5. Le triangle des Bermudes
On a tout entendu ou presque sur cette étendue de mer située entre la Floride, les Bermudes et Porto Rico. Fait troublant : plusieurs dizaines de navires et d’avions se sont volatilisées à l’approche des eaux des Bermudes, dans les Caraïbes.
Seize entre 1900 et 1950, une cinquantaine dans la seconde moitié du XXe siècle et déjà huit depuis le début des années 2000. Particulièrement médiatisée, la disparition inexpliquée de cinq avions torpilleurs Avenger en 1945 contribua à forger la légende, mais aussi le fantasme qui entoure le Triangle des Bermudes.

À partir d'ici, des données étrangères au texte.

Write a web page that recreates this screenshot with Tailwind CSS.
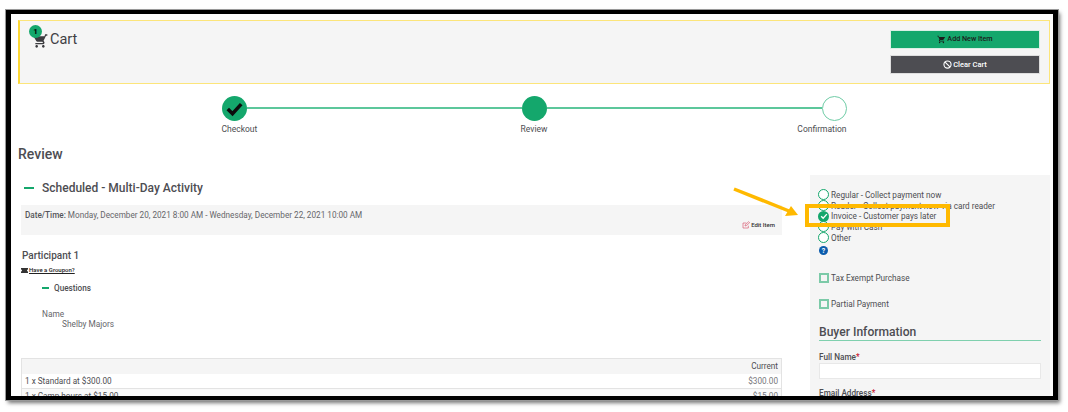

Récemment, une étude scientifique menée à l’aide d’un sonar a révélé que les Bermudes se trouvent au sommet d’une immense montagne sous-marine de 4 000 mètres de haut. La cartographie du sonar montrait alors que le piège mortel du triangle des Bermudes est entouré de récifs très acérés pouvant atteindre 12 mètres de hauteur, mais aussi d’immenses tunnels. Phénomène naturel, ces tunnels créeraient une forte aspiration et d’immenses tourbillons. Un enfer pour les marins, mais qui n’explique toujours pas la disparition de nombreux avions dans cette zone.